:: What you will do ::
Answer with a single number: the count of lines that hold "this".

## START Raw records

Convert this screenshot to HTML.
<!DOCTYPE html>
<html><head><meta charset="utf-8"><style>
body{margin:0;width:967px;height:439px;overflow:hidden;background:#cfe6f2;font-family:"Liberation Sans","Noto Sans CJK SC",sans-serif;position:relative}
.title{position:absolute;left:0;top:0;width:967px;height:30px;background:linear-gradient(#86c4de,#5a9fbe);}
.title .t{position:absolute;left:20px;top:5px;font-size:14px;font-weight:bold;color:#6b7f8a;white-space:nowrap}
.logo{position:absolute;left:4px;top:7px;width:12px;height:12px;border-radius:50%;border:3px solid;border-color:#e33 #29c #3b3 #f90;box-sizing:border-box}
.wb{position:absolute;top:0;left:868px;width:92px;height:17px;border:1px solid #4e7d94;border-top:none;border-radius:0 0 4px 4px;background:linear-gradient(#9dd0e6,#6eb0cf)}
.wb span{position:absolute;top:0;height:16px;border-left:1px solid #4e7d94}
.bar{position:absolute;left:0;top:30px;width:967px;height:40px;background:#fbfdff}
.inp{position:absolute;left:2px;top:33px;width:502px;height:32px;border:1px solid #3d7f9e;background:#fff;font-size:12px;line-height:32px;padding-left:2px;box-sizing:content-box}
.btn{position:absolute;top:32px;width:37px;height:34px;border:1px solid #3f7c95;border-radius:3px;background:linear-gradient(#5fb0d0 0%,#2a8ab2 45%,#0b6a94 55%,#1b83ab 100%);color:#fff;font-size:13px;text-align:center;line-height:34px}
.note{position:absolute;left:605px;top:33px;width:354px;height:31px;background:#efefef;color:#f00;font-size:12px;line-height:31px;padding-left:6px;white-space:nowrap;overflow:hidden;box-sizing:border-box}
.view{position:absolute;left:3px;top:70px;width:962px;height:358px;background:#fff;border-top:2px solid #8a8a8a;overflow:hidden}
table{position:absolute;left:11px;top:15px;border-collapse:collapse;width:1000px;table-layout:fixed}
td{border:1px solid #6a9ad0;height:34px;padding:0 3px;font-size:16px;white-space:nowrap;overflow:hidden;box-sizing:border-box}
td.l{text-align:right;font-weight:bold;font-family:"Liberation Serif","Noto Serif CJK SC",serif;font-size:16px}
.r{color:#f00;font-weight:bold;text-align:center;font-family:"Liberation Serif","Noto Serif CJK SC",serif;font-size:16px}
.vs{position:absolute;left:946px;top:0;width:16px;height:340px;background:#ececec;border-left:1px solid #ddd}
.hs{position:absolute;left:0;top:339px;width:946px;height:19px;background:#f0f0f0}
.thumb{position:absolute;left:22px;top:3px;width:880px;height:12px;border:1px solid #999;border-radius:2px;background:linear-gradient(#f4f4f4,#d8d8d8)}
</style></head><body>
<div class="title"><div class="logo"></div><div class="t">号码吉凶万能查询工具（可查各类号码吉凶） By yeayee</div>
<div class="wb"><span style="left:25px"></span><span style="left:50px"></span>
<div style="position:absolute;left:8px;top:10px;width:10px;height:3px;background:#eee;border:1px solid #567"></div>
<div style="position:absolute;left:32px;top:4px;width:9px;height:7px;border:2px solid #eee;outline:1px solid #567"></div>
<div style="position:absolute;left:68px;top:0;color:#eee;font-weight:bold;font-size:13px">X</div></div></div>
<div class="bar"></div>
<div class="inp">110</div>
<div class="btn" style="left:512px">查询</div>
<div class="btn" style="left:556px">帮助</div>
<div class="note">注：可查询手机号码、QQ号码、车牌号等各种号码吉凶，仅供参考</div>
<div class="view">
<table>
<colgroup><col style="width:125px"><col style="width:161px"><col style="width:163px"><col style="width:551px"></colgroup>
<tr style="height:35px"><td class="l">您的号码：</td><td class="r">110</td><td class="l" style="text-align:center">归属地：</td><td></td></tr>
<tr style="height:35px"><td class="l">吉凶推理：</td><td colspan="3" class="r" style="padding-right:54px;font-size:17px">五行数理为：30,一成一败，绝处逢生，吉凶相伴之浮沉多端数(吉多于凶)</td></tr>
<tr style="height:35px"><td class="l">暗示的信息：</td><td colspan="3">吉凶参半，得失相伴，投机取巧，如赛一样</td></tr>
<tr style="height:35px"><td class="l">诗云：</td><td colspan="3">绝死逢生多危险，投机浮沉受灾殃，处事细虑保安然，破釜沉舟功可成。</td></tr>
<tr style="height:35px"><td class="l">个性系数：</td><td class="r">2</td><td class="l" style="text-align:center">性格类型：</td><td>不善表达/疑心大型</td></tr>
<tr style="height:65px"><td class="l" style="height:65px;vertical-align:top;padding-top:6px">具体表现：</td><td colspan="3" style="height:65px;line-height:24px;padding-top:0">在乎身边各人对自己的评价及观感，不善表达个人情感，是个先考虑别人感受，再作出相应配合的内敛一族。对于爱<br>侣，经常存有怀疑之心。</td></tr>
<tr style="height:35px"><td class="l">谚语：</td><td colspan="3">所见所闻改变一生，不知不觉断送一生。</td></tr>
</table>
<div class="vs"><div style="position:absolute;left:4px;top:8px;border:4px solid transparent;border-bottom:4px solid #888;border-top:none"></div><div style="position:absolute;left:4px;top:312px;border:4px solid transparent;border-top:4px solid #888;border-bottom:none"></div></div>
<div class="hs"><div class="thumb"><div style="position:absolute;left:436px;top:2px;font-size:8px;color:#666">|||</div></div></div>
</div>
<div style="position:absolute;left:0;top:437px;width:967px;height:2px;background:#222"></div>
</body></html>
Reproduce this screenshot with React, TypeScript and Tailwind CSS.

## END Raw records

:: Worked answer ::
2